1881-1882 yıllarında Renoir, Cezayir, İtalya ve Provence gibi yerlere seyahat etti. İtalya’da Raphael’in eserlerinden etkilenerek Empresyonist tekniklerin sınırlarını sorgulamaya başladı. Bu dönemde, renk ve ışık yerine çizgi, form ve kompozisyona daha fazla önem verdi. Bu değişim, sanat tarihçileri tarafından “Ingres Dönemi” olarak adlandırıldı.

Son Yılları ve Mirası
1890’larda Renoir, Güney Fransa’ya seyahat ederek doğanın sunduğu canlı renkleri ve şehveti eserlerine yansıttı. Bu dönemde finansal olarak daha güvenli hale geldi ve 1890’da Aline Charigot ile evlendi. 1892’de tüccar Paul Durand-Ruel’in düzenlediği sergi büyük bir başarı kazandı.
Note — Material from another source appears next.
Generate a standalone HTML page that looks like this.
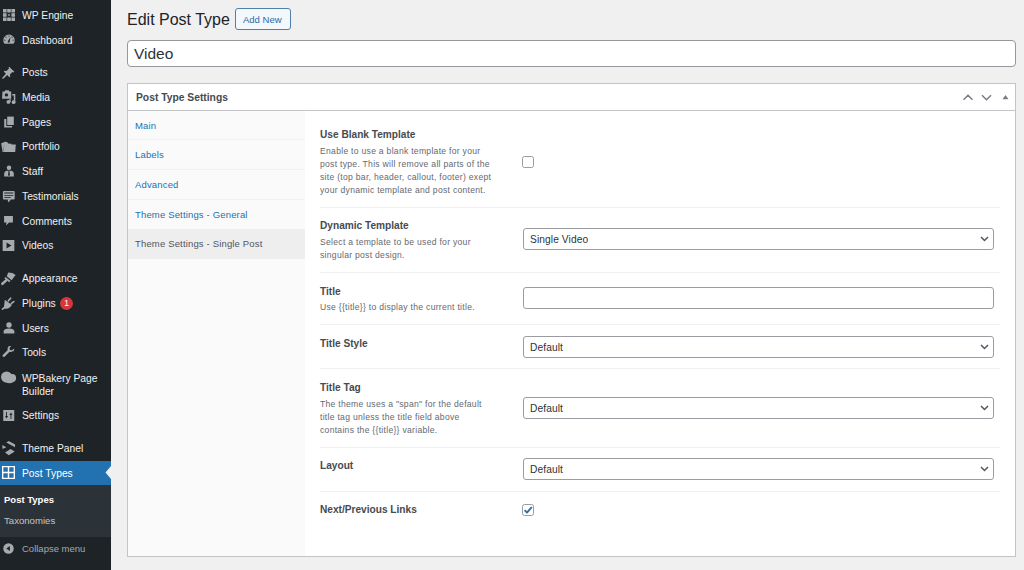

Renoir, 1894’te romatizma krizleri yaşamaya başladı ve 1907’de Cagnes’deki Les Collettes arazisine yerleşti. 1910 itibarıyla yürüyemez hale gelse de, eline bağlanan bir fırça ile resim yapmaya devam etti. Eserleri, tüm zorluklara rağmen hayata karşı neşeli ve iyimser bir tutum sergiledi.
1915’te eşinin ölümünden sonra dört yıl daha yaşadı ve 1919’da Paris’e giderek Louvre’a kabul edilen eseri Madame Georges Charpentier Portresini görmekten büyük bir mutluluk duydu. Aynı yıl hayatını kaybeden Renoir, sanat tarihine Empresyonizm’in en büyük ustalarından biri olarak geçti.